Vraag 3.4.2 (Zijn de griezeleffecten hevig?) dient naar het oordeel van de Klachtencommissie met 'nooit' te worden beantwoord. In de toelichting op de Vragenlijst staat dat hevige griezeleffecten zo intens zijn dat de kijker er moeilijk afstand van kan nemen. Bij hevige griezeleffecten gaat het vaak om situaties waarbij iets verschrikkelijks gebeurt of staat te gebeuren.

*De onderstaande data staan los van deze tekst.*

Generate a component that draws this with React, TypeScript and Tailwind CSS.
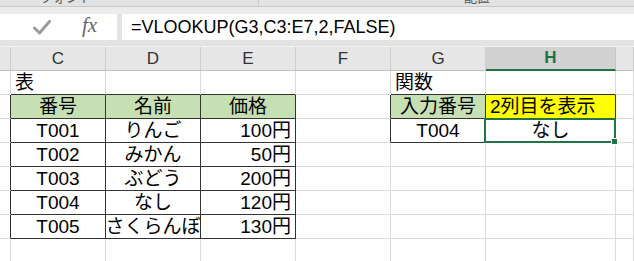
import React from "react";

type Align = "left" | "center" | "right";

type CellSpec = {
  text?: string;
  align?: Align;
  bg?: string;
  darkR?: boolean;
  darkB?: boolean;
  selected?: boolean;
};

const COLS = ["B", "C", "D", "E", "F", "G", "H", "I"];

const gridCols = "grid grid-cols-[11px_95px_95px_95px_95px_95px_130px_1fr]";

function Cell({ spec }: { spec: CellSpec }) {
  const alignCls =
    spec.align === "center"
      ? "justify-center"
      : spec.align === "right"
      ? "justify-end pr-[4px]"
      : "justify-start pl-[4px]";
  const bgCls =
    spec.bg === "green" ? "bg-[#c6e0b4]" : spec.bg === "yellow" ? "bg-[#ffff00]" : "bg-white";
  const rCls = spec.darkR ? "border-r-[#333333]" : "border-r-[#dadada]";
  const bCls = spec.darkB ? "border-b-[#333333]" : "border-b-[#dadada]";
  return (
    <div
      className={`relative h-[24px] flex items-center border-r border-b ${rCls} ${bCls} ${bgCls} ${alignCls} whitespace-nowrap overflow-visible`}
    >
      {spec.text && <span className="leading-none text-black">{spec.text}</span>}
      {spec.selected && (
        <div className="absolute z-10 -left-[2px] -top-[1px] -right-[1px] -bottom-[1px] border-2 border-[#217346] pointer-events-none">
          <div className="absolute -right-[4px] -bottom-[4px] w-[7px] h-[7px] bg-[#217346] border border-white" />
        </div>
      )}
    </div>
  );
}

// Sheet content, one array per row, columns B..I
function buildRows(): CellSpec[][] {
  const empty = (): CellSpec[] => COLS.map(() => ({}));
  const rows: CellSpec[][] = [];

  // title row
  const r0 = empty();
  r0[1] = { text: "表", align: "left", darkB: true };
  r0[2] = { darkB: true };
  r0[3] = { darkB: true };
  r0[5] = { text: "関数", align: "left", darkB: true };
  r0[6] = { darkB: true };
  rows.push(r0);

  const products: [string, string, string][] = [
    ["番号", "名前", "価格"],
    ["T001", "りんご", "100円"],
    ["T002", "みかん", "50円"],
    ["T003", "ぶどう", "200円"],
    ["T004", "なし", "120円"],
    ["T005", "さくらんぼ", "130円"],
  ];

  products.forEach((p, i) => {
    const r = empty();
    const head = i === 0;
    r[0] = { darkR: true };
    r[1] = { text: p[0], align: "center", bg: head ? "green" : undefined, darkR: true, darkB: true };
    r[2] = { text: p[1], align: "center", bg: head ? "green" : undefined, darkR: true, darkB: true };
    r[3] = { text: p[2], align: head ? "center" : "right", bg: head ? "green" : undefined, darkR: true, darkB: true };
    if (i === 0) {
      r[4] = { darkR: true };
      r[5] = { text: "入力番号", align: "center", bg: "green", darkR: true, darkB: true };
      r[6] = { text: "2列目を表示", align: "left", bg: "yellow", darkR: true, darkB: true };
    } else if (i === 1) {
      r[4] = { darkR: true };
      r[5] = { text: "T004", align: "center", darkR: true, darkB: true };
      r[6] = { text: "なし", align: "center", darkR: true, darkB: true, selected: true };
    }
    rows.push(r);
  });

  rows.push(empty());
  return rows;
}

export default function App() {
  const rows = buildRows();
  return (
    <div className="w-[634px] h-[261px] overflow-hidden bg-[#e6e6e6] flex flex-col font-['Liberation_Sans','Noto_Sans_CJK_JP',sans-serif]">
      {/* ribbon group labels, bottom edge only */}
      <div className="h-[6px] overflow-hidden bg-[#e3e3e3] relative flex shrink-0">
        <span className="absolute left-[40px] -top-[9px] text-[13px] leading-none text-[#555]">フォント</span>
        <div className="absolute left-[258px] top-0 h-[6px] w-px bg-[#c8c8c8]" />
        <span className="absolute left-[464px] -top-[9px] text-[13px] leading-none text-[#555]">配置</span>
      </div>
      <div className="h-px bg-[#c6c6c6] shrink-0" />
      <div className="h-[7px] bg-[#ececec] shrink-0" />

      {/* formula bar */}
      <div className="h-[26px] flex shrink-0 bg-[#e3e3e3]">
        <div className="w-[117px] bg-white relative flex items-center">
          <svg className="absolute left-[33px] top-[6px]" width="18" height="15" viewBox="0 0 18 15">
            <path d="M1.5 8 L6.5 13 L16.5 1.5" fill="none" stroke="#9c9c9c" strokeWidth="3" strokeLinecap="round" strokeLinejoin="round" />
          </svg>
          <span className="absolute left-[82px] top-[1px] font-['Liberation_Serif',serif] italic text-[21px] leading-none text-[#666]">
            fx
          </span>
        </div>
        <div className="w-[5px]" />
        <div className="flex-1 bg-white flex items-center pl-[9px]">
          <span className="text-[18px] leading-none text-black">=VLOOKUP(G3,C3:E7,2,FALSE)</span>
        </div>
      </div>

      <div className="h-[6px] bg-[#e3e3e3] shrink-0" />
      <div className="h-px bg-[#f2f2f2] shrink-0" />

      {/* column headers */}
      <div className={`${gridCols} h-[24px] shrink-0`}>
        {COLS.map((c) =>
          c === "H" ? (
            <div
              key={c}
              className="h-[24px] flex items-center justify-center bg-[#d2d2d2] border-r border-r-[#c4c4c4] border-b-2 border-b-[#217346] text-[17px] font-bold text-[#217346]"
            >
              {c}
            </div>
          ) : (
            <div
              key={c}
              className="h-[24px] flex items-center justify-center bg-[#e6e6e6] border-r border-r-[#cdcdcd] border-b border-b-[#c0c0c0] text-[17px] text-[#333]"
            >
              {c === "B" || c === "I" ? "" : c}
            </div>
          )
        )}
      </div>

      {/* cells */}
      <div className="bg-white flex-1 text-[19px]">
        {rows.map((r, ri) => (
          <div key={ri} className={gridCols}>
            {r.map((spec, ci) => (
              <Cell key={ci} spec={spec} />
            ))}
          </div>
        ))}
      </div>
    </div>
  );
}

Onder hevige griezeleffecten wordt onder andere verstaan: de onheilspellende sfeer in ‘The Sixth Sense’, de aanvallen van de vogels in ‘The Birds’, de man met de bijl in ‘The Shining’, het lijk bij ‘Jaws’ dat verschijnt voor het gat in de boot en de douchescène in ‘Psycho’. De Klachtencommissie is van oordeel dat de griezeleffecten in de film niet hevig zijn, omdat geen sprake is van een dusdanig intense situatie dat de kijker er moeilijk afstand van kan nemen. De scènes in de Film haken naar het oordeel van de Klachtencommissie niet aan bij de in de toelichting op de vragenlijst genoemde voorbeelden.
Vraag 3.5.1 (Komen er beelden van verwondingen in de productie voor?) moet met ‘1 keer of vaker’ worden beantwoord. Vraag 3.5.2 (Zijn deze verwondingen ernstig?) moet met ‘nooit’ worden beantwoord. De Klachtencommissie doelt hierbij op de hierboven genoemde verwonding van de agent.

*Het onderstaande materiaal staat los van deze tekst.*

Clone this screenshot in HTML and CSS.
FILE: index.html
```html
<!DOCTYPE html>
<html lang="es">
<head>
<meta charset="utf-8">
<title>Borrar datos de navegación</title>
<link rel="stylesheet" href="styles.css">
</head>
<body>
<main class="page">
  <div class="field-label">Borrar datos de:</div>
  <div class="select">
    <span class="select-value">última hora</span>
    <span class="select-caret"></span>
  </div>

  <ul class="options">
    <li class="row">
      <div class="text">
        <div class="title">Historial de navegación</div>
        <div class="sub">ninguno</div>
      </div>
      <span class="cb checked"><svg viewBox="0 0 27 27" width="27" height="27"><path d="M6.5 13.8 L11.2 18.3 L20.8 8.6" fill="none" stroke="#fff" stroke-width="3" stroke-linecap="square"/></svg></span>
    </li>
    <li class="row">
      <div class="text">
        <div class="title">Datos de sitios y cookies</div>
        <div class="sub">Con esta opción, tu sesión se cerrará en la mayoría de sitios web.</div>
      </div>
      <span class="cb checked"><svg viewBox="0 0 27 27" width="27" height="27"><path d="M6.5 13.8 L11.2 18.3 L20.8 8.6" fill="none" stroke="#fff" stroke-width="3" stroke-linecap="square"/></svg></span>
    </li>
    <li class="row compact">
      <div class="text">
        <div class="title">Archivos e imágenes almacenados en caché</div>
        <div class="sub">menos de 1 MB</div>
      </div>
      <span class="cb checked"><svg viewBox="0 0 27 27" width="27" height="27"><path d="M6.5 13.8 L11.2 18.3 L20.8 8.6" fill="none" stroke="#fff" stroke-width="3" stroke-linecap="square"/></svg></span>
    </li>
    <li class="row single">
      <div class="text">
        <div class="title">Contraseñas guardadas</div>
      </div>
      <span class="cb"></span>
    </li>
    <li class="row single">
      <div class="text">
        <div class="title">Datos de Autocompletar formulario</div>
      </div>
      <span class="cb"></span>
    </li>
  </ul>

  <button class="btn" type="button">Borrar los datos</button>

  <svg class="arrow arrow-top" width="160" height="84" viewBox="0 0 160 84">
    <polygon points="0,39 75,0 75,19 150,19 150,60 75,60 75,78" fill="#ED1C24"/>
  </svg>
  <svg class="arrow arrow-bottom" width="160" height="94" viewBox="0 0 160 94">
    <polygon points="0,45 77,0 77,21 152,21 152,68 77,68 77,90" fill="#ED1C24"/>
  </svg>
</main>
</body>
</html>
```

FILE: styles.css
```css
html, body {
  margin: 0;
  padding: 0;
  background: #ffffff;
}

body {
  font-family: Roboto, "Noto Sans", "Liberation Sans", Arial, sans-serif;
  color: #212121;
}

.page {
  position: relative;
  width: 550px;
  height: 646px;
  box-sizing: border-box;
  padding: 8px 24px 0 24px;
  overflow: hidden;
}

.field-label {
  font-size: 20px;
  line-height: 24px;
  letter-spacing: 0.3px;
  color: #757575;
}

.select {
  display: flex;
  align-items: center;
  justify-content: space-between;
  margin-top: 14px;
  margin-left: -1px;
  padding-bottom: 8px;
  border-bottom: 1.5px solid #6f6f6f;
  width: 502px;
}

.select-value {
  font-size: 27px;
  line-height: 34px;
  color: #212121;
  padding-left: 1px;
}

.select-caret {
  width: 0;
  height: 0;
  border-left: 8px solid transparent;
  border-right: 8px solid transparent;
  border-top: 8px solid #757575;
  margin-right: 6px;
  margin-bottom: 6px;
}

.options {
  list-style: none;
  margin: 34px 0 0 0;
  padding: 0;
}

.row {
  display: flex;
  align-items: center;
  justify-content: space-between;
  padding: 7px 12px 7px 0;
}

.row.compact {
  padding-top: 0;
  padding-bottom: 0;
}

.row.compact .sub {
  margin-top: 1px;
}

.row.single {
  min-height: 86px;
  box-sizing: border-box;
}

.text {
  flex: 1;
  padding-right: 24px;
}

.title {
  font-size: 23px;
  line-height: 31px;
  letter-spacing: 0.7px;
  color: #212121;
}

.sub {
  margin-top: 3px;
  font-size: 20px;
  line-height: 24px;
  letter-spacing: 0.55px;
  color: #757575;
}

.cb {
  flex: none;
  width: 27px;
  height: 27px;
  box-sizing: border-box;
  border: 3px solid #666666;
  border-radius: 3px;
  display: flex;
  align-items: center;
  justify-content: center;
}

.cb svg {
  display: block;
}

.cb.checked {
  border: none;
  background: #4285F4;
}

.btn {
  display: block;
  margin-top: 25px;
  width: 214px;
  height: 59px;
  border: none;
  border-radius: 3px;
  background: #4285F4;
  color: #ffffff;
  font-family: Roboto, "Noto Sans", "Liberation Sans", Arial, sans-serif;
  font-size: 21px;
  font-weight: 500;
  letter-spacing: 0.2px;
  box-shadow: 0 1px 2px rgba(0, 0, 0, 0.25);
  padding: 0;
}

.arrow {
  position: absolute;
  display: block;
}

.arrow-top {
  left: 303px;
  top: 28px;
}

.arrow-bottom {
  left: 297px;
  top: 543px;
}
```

Vraag 3.12.1. (Spelen de angstwekkende scènes zich af in een realistische omgeving?) dient met '1 keer of vaker' te worden beantwoord. De angstwekkende scènes van de Film spelen zich af in de huidige tijd in een gewoon huis met gewone mensen. Ook in de scène in de badkamer is naar het oordeel van de Klachtencommissie sprake van een realistische omgeving.
De beantwoording van bovengenoemde vragen leidt tot de classificatie 12 op basis van angst.
Vraag 7.1.1. (Komt er in de productie grof taalgebruik (vloeken, schuttingtaal) voor? dient met ‘ja’ beantwoord te worden.
De overige inhoudscategorieën en vragen zijn op de Film niet van toepassing.
6. De beslissing van de Klachtencommissie
Gelet op het hiervoor overwogene acht de Klachtencommissie de klacht van Klaagster ongegrond.
De classificatie van de Film komt uit op 12 op basis van geweld en angst met als toevoeging grof taalgebruik. Beklaagde heeft de Film derhalve juist geclassificeerd.
Partijen hebben, voor zover zij in het ongelijk zijn gesteld, de mogelijkheid tegen deze uitspraak beroep aan te tekenen bij de Commissie van Beroep van het NICAM. Het beroepschrift dient binnen vier weken na dagtekening van de uitspraak van de Klachtencommissie schriftelijk bij de secretaris van de Commissie van Beroep te worden ingediend.
Het adres luidt: NICAM, Commissie van Beroep, Postbus 322, 1200 AH Hilversum.